GCI Gemological Laboratories & College
- Founded: 1998
- Headquarters: Israel
- Website: www.gci.co.il

= GCI Gemological Laboratories & College =

Gemological laboratory and college

GCI Gemological Laboratories & College is a gemological laboratory and a college for educational services founded in 1998.

== History ==
In 2016, eBay Israel started a partnership with the Israel Diamond Exchange to boost diamond sales on eBay. GCI launched an eBay-diamond exchange course to bring educational resources around this new concept.

== Description ==
GCI Gemological Laboratories & College's main headquarters is in the Israel Diamond Exchange in Ramat Gan. The GCI has regional labs and educational centers equipped with local and Israeli staff in Russia and, since June 2006, in India—a disposition of four branches in Mumbai, Delhi, Hyderabad and Kolkata.

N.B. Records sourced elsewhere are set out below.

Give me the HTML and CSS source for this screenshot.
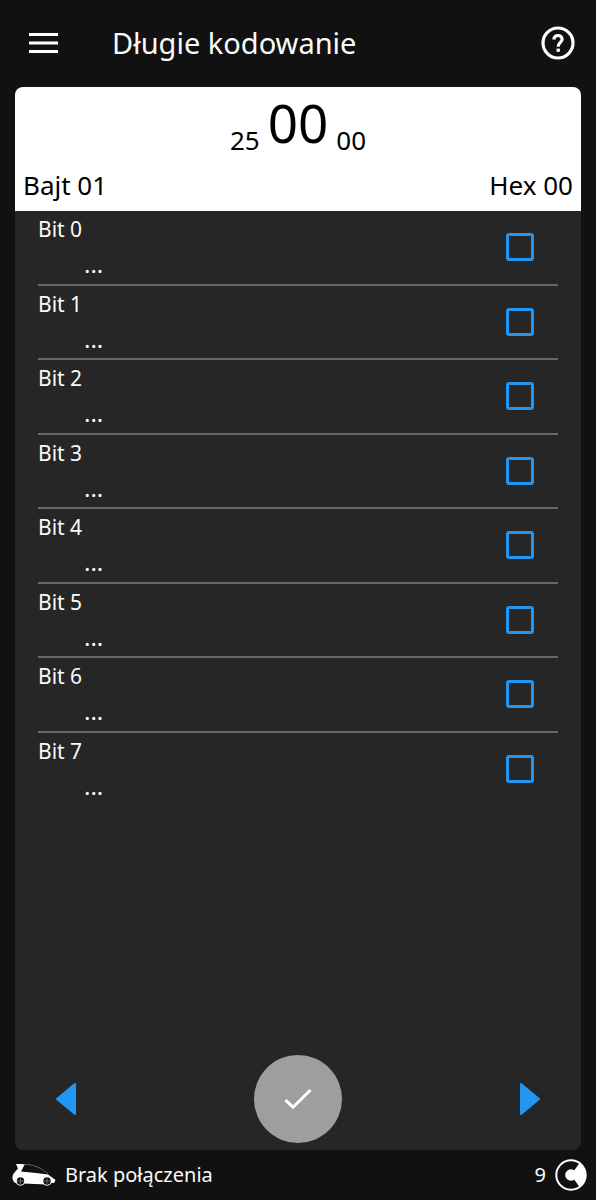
FILE: index.html
```html
<!DOCTYPE html>
<html lang="pl">
<head>
<meta charset="utf-8">
<meta name="viewport" content="width=device-width, initial-scale=1">
<title>Długie kodowanie</title>
<link rel="stylesheet" href="styles.css">
</head>
<body>
<div class="app">
  <header class="topbar">
    <button class="icon-button" type="button" aria-label="Menu">
      <svg width="30" height="20" viewBox="0 0 30 20"><path d="M0 1.5h29M0 10h29M0 18.5h29" stroke="#fff" stroke-width="2.8"/></svg>
    </button>
    <h1 class="title">Długie kodowanie</h1>
    <button class="icon-button" type="button" aria-label="Pomoc">
      <svg width="34" height="34" viewBox="0 0 34 34" fill="none" stroke="#fff"><circle cx="17" cy="17" r="15" stroke-width="3.2"/><path d="M12.9 13.5C12.9 8.2 21.1 8.2 21.1 13.2C21.1 16.5 17.2 16.5 17.2 20.8" stroke-width="3.2"/><path d="M17.2 22.6v3.2" stroke-width="3.4"/></svg>
    </button>
  </header>

  <main class="card">
    <section class="summary">
      <div class="bytes">
        <span class="byte">25</span>
        <span class="byte byte-current">00</span>
        <span class="byte">00</span>
      </div>
      <div class="labels"><span>Bajt 01</span><span>Hex 00</span></div>
    </section>

    <ul class="bits">
      <li class="bit"><label class="bit-label" for="bit0"><span>Bit 0</span><span class="bit-value">...</span></label><input class="check" type="checkbox" id="bit0"></li>
      <li class="bit"><label class="bit-label" for="bit1"><span>Bit 1</span><span class="bit-value">...</span></label><input class="check" type="checkbox" id="bit1"></li>
      <li class="bit"><label class="bit-label" for="bit2"><span>Bit 2</span><span class="bit-value">...</span></label><input class="check" type="checkbox" id="bit2"></li>
      <li class="bit"><label class="bit-label" for="bit3"><span>Bit 3</span><span class="bit-value">...</span></label><input class="check" type="checkbox" id="bit3"></li>
      <li class="bit"><label class="bit-label" for="bit4"><span>Bit 4</span><span class="bit-value">...</span></label><input class="check" type="checkbox" id="bit4"></li>
      <li class="bit"><label class="bit-label" for="bit5"><span>Bit 5</span><span class="bit-value">...</span></label><input class="check" type="checkbox" id="bit5"></li>
      <li class="bit"><label class="bit-label" for="bit6"><span>Bit 6</span><span class="bit-value">...</span></label><input class="check" type="checkbox" id="bit6"></li>
      <li class="bit"><label class="bit-label" for="bit7"><span>Bit 7</span><span class="bit-value">...</span></label><input class="check" type="checkbox" id="bit7"></li>
    </ul>

    <nav class="actions">
      <button class="icon-button" type="button" aria-label="Poprzedni bajt">
        <svg width="22" height="34" viewBox="0 0 22 34"><path d="M20 2v30L2 17z" fill="#2196f3" stroke="#2196f3" stroke-width="2" stroke-linejoin="round"/></svg>
      </button>
      <button class="confirm" type="button" aria-label="Zatwierdź">
        <svg width="28" height="22" viewBox="0 0 28 22"><path d="M1.5 12.2L9 19.2L26.5 2" fill="none" stroke="#fff" stroke-width="3"/></svg>
      </button>
      <button class="icon-button" type="button" aria-label="Następny bajt">
        <svg width="22" height="34" viewBox="0 0 22 34"><path d="M2 2v30l18-15z" fill="#2196f3" stroke="#2196f3" stroke-width="2" stroke-linejoin="round"/></svg>
      </button>
    </nav>
  </main>

  <footer class="status">
    <svg width="44" height="24" viewBox="0 0 44 24">
      <path d="M4 1H13L9 8.5L24 10L36 11.5L43.5 17L42 20H37L35 21.5L11 20.5L8 22L2.5 19.5C-.5 16 0 12.5 2.5 9.5L6 5.5z" fill="#fff"/>
      <path d="M11 1.4C21 1 30 5 36.5 11.5" fill="none" stroke="#777" stroke-width=".8"/>
      <circle cx="8.5" cy="18" r="4.7" fill="#fff"/><circle cx="35" cy="18" r="4.7" fill="#fff"/>
      <circle cx="8.5" cy="18" r="3.7" fill="#111"/><circle cx="35" cy="18" r="3.7" fill="#111"/>
      <path d="M8.5 14.5v7M5 18h7M35 14.5v7M31.5 18h7" stroke="#777" stroke-width=".8"/>
    </svg>
    <span class="connection">Brak połączenia</span>
    <span>9</span>
    <svg width="32" height="32" viewBox="0 0 32 32"><circle cx="16" cy="16" r="14.7" fill="none" stroke="#fff" stroke-width="2"/><circle cx="16" cy="16" r="5.8" fill="#fff"/><path d="M16 16L24.5 4A15 15 0 0 1 24.5 28z" fill="#fff"/></svg>
  </footer>
</div>
</body>
</html>
```

FILE: styles.css
```css
* { box-sizing: border-box; }

body {
  margin: 0;
  background: #111;
  color: #fafafa;
  font-family: "Noto Sans", "Open Sans", sans-serif;
}

button {
  padding: 0;
  border: 0;
  background: none;
  cursor: pointer;
}

svg { display: block; }

.app {
  display: flex;
  flex-direction: column;
  min-height: 100vh;
}

.topbar {
  display: flex;
  align-items: center;
  height: 87px;
  padding: 0 21px 1px 29px;
}

.title {
  flex: 1;
  margin: 0 0 0 53px;
  font-size: 29px;
  font-weight: 400;
  line-height: 40px;
}

.card {
  display: flex;
  flex: 1;
  flex-direction: column;
  margin: 0 15px;
  overflow: hidden;
  border-radius: 8px;
  background: #262626;
}

.summary {
  height: 124px;
  padding: 0 8px;
  background: #fff;
  color: #000;
}

.bytes {
  display: flex;
  align-items: flex-end;
  justify-content: center;
  gap: 8px;
  height: 79px;
}

.byte {
  padding-bottom: 8px;
  font-size: 26px;
  line-height: 36px;
}

.byte-current {
  padding-bottom: 13px;
  font-size: 53px;
  line-height: 60px;
}

.labels {
  display: flex;
  justify-content: space-between;
  font-size: 26px;
  line-height: 38px;
}

.bits {
  display: grid;
  grid-template-rows: repeat(8, 1fr);
  height: 596px;
  margin: 0;
  padding: 0 23px;
  list-style: none;
}

.bit {
  display: flex;
  align-items: center;
  padding-right: 24px;
  border-bottom: 2px solid #676767;
}

.bit:last-child { border-bottom-color: transparent; }

.bit-label {
  display: flex;
  flex: 1;
  flex-direction: column;
  gap: 7px;
  align-self: flex-start;
  padding-top: 4px;
  font-size: 21px;
  line-height: 28px;
}

.bit-value {
  padding-left: 46px;
  font-size: 24px;
}

.check {
  width: 28px;
  height: 28px;
  margin: 0;
  appearance: none;
  border: 3px solid #2196f3;
  border-radius: 3px;
}

.check:checked { background: #2196f3; }

.actions {
  display: flex;
  align-items: center;
  justify-content: space-between;
  margin-top: auto;
  padding: 0 40px 7px;
}

.confirm {
  display: grid;
  place-items: center;
  width: 88px;
  height: 88px;
  border-radius: 50%;
  background: #9e9e9e;
}

.status {
  display: flex;
  align-items: center;
  gap: 9px;
  height: 50px;
  padding: 0 9px 0 12px;
  font-size: 20px;
  line-height: 28px;
}

.connection { flex: 1; }
```
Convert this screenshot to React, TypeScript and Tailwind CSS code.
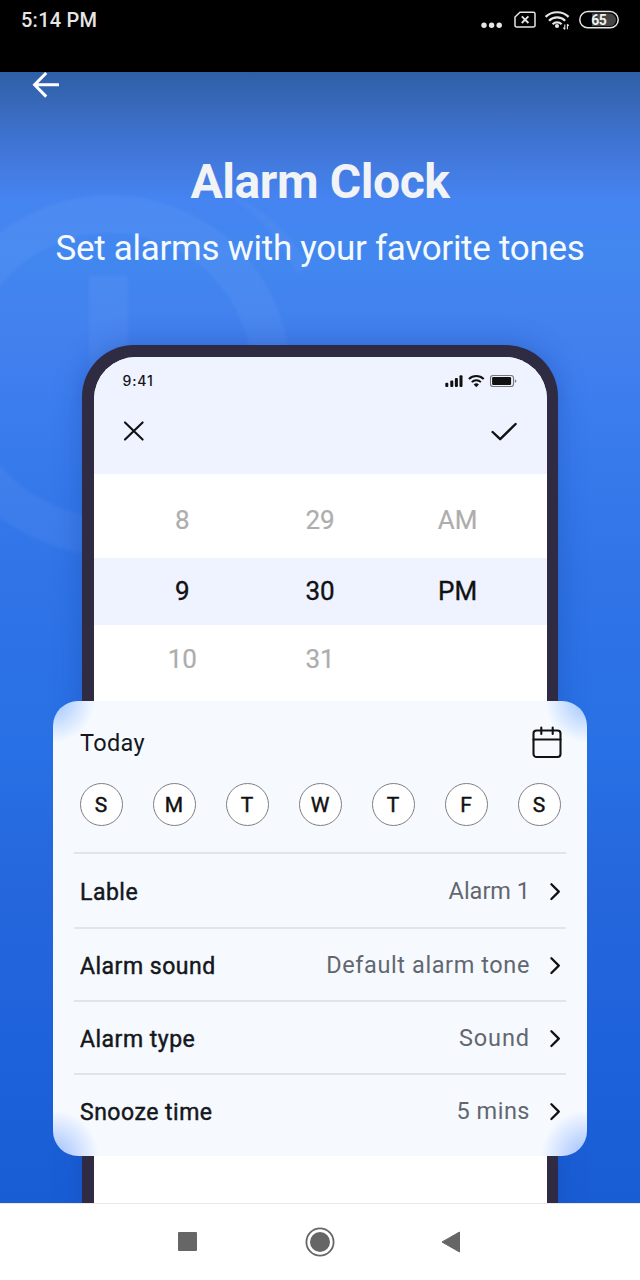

CEO Miki Ben-Dor described GCI as a small-scale "boutique" lab that makes tailor-made diamond services more accessible.

GCI is the only western laboratory that is officially permitted by the Russian government to operate in Russia.

As a licensed member of the Association of Gemological Laboratories of Japan (AGL), the gemological laboratory TGL Israel is officially registered and recognized by JJA/AGL Master Stones (color) administrative committee. GCI is working under the strict standard institution of International Organization for Standardization (ISO).

GCI conducts research on gemstones. Publications are published on the laboratory's official website.

The college offers various courses in diamond grading, gem identification and practical work.